Шубин лишился даже своего имени: когда его ссылали, то имя его не было объявлено ради большей тайны; ему же самому запрещено было под страхом смертной казни называть себя кому бы то ни было.
Первая любовь цесаревны была потеряна для нее навеки.
Но молодая девушка естественно должна была искать привязанности, утешения в новом чувстве – и привязанность эта была перенесена на Разумовского, никому дотоле неведомого придворного певчего.
Алексей Григорьевич Разумовский был одним из тех баловней счастья, которых умело создать, кажется, одно лишь XVIII столетие: Екатерина I, Монсы, Меншиковы, Потемкин, Ломоносов, Разумовский – это какие-то волшебные лица, из неведомых сел и жалких избушек восходившие до престола, до обладания почти целой Россией, если не в правительственных, то в других сферах. Если когда-либо был в Греции век героический, век полубогов, то такой век был и в России: этот век иначе нельзя охарактеризовать, как веком поразительных контрастов.
Разумовский был ровесник цесаревны Елизаветы Петровны. Родился он где-то в глухом уголке Черниговской губернии, в селе Лемешах, в десяти верстах от Козельца, и был сын простого малороссийского казака Грицька Розума. Родное село Розума состояло из нескольких казацких хаток и нескольких десятков жителей: тут-то рос будущий граф Разумовский, будущая звезда русских сановников, будущий супруг императрицы Елизаветы Петровны и отец злополучной княжны Августы Таракановой.
У маленького Алексея Розума был хороший голос – отличительная черта малорусов до настоящего времени, и будущий граф пел на клиросе приходской церкви, как это до сих пор водится в Малороссии, где все могущие петь поют или на улице, или в церкви вместе с причетниками.
В то время водилось обыкновение – для укомплектования придворного певческого хора посылать за голосами в Малороссию: так из Малороссии вывезен был уже известный нам певчий Чайка, о смерти которого в Киле извещала в одном из своих писем цесаревну Елизавету Петровну любимица ее «Маврутка» Шепелева. Так вывезен был из Малороссии и Алексей Розум, которого случайно нашел в Лемешах полковник Вишневский, посланный из Петербурга для набора певчих: голос Алексея Розума обратил на себя внимание Вишневского, и двадцатилетний казак был взят ко двору. Елизавета Петровна, может быть когда-то замечавшая и Чайку, умершего в Киле (недаром же о смерти его извещала цесаревну ее ближайшая наперсница), обратила свое внимание и на молодого Розума. Цесаревна постаралась перевести его в свой маленький штат и переименовала его из Розума в Разумовского.
В штате Елизаветы Петровны он и оставался до самого восшествия ее на престол.

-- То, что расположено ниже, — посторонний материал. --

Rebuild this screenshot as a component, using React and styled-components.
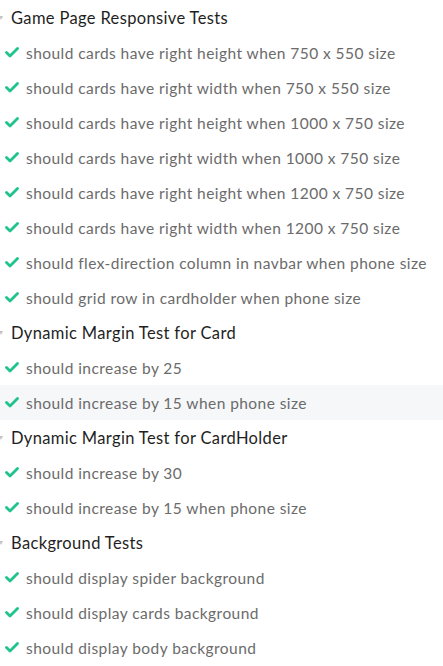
import React from "react";
import styled, { createGlobalStyle } from "styled-components";

const GlobalStyle = createGlobalStyle`
  body {
    margin: 0;
    background: #ffffff;
    font-family: Lato, "Noto Sans", sans-serif;
  }
`;

const suites = [
  {
    title: "Game Page Responsive Tests",
    tests: [
      "should cards have right height when 750 x 550 size",
      "should cards have right width when 750 x 550 size",
      "should cards have right height when 1000 x 750 size",
      "should cards have right width when 1000 x 750 size",
      "should cards have right height when 1200 x 750 size",
      "should cards have right width when 1200 x 750 size",
      "should flex-direction column in navbar when phone size",
      "should grid row in cardholder when phone size",
    ],
  },
  {
    title: "Dynamic Margin Test for Card",
    tests: ["should increase by 25", "should increase by 15 when phone size"],
    hovered: 1,
  },
  {
    title: "Dynamic Margin Test for CardHolder",
    tests: ["should increase by 30", "should increase by 15 when phone size"],
  },
  {
    title: "Background Tests",
    tests: [
      "should display spider background",
      "should display cards background",
      "should display body background",
    ],
  },
];

const Report = styled.div`
  display: flex;
  flex-direction: column;
`;

const SuiteHeader = styled.div`
  display: flex;
  align-items: center;
  height: 35px;
  font-size: 16.5px;
  letter-spacing: 0.35px;
  color: #1f1f1f;
`;

const Caret = styled.span`
  width: 0;
  height: 0;
  margin-left: -1px;
  margin-right: 8px;
  border-left: 2.5px solid transparent;
  border-right: 2.5px solid transparent;
  border-top: 4px solid #c4c4c4;
`;

const TestRow = styled.div`
  display: flex;
  align-items: center;
  gap: 7px;
  height: 35px;
  padding-left: 5px;
  font-size: 15.5px;
  letter-spacing: 0.44px;
  color: #6b6b6b;
  background: ${(p) => (p.$hovered ? "#f6f7f9" : "transparent")};
`;

const Check = () => (
  <svg width="14" height="11" viewBox="0 0 14 11">
    <path
      d="M1.5 5.6 L5 9 L12.5 1.5"
      fill="none"
      stroke="#1ec48c"
      strokeWidth="2.8"
      strokeLinecap="round"
      strokeLinejoin="round"
    />
  </svg>
);

export default function App() {
  return (
    <>
      <GlobalStyle />
      <Report>
        {suites.map((s) => (
          <React.Fragment key={s.title}>
            <SuiteHeader>
              <Caret />
              {s.title}
            </SuiteHeader>
            {s.tests.map((t, i) => (
              <TestRow key={t} $hovered={s.hovered === i}>
                <Check />
                {t}
              </TestRow>
            ))}
          </React.Fragment>
        ))}
      </Report>
    </>
  );
}
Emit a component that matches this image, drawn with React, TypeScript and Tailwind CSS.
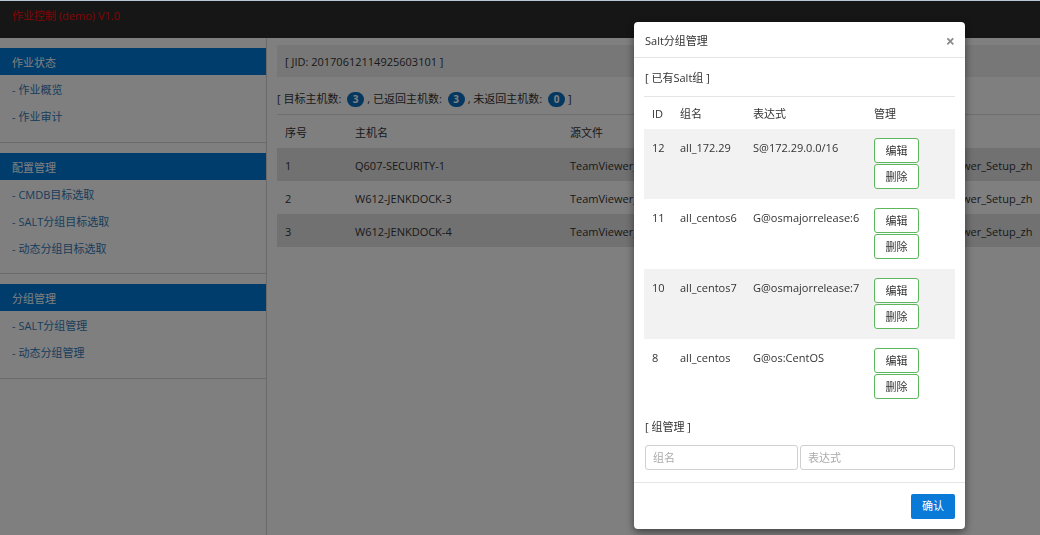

Мы уже знаем, как при помощи обожавшей цесаревну гвардии и некоторых из ее друзей совершалось воцарение дочери Петра Великого.
Но обратимся прежде к ее личным делам, не как государыни, а как женщины: для характеристики личности дела эти гораздо важнее и ценнее, чем дела государственные, инициатива которых не всегда принадлежит царственным лицам.
Елизавета Петровна, сделавшись императрицей, не забыла тех, кого она прежде любила.
Дарью Егоровну Шепелеву, вышедшую замуж за Шувалова, она сделала своей первой статс-дамой.
Вспомнила она и о своей первой молодой привязанности – о ссыльном Шубине. Императрица приказала немедленно возвратить его из Камчатки. Но сосланного без имени и с запретом под угрозой смерти произносить его имя нелегко было найти в далекой Камчатке. Приходилось разыскивать безымянного или переименованного арестанта, может быть уже умершего.
Около двух лет искали несчастного – и нашли только в 1742 году. Посланный для этого офицер искрестил всю Камчатку, заглядывал во все далекие юрты и жилые захолустья, везде спрашивая ссыльного Шубина; но такого нигде не было, по крайней мере, никто не мог назвать такого ссыльного и никто на имя Шубина не отзывался. В одной юрте посланный тоже расспрашивал арестантов, не слыхал ли кто о Шубине, никто и на это не дал ему ответа – о Шубине не слыхали. Разговаривая с арестантами, посланный как-то упомянул имя императрицы Елизаветы Петровны.
– Разве Елизавета царствует? – спросил один из арестантов.
– Да вот уже другой год, как Елизавета Петровна восприяла родительский престол, – отвечал офицер.
– Но чем вы удостоверите в истине? – спросил арестант.
Офицер показал свою подорожную и другие бумаги, из которых видно было несомненно, что царствует Елизавета Петровна.
– В таком случае Шубин, которого вы отыскиваете, перед вами, – сказал арестант.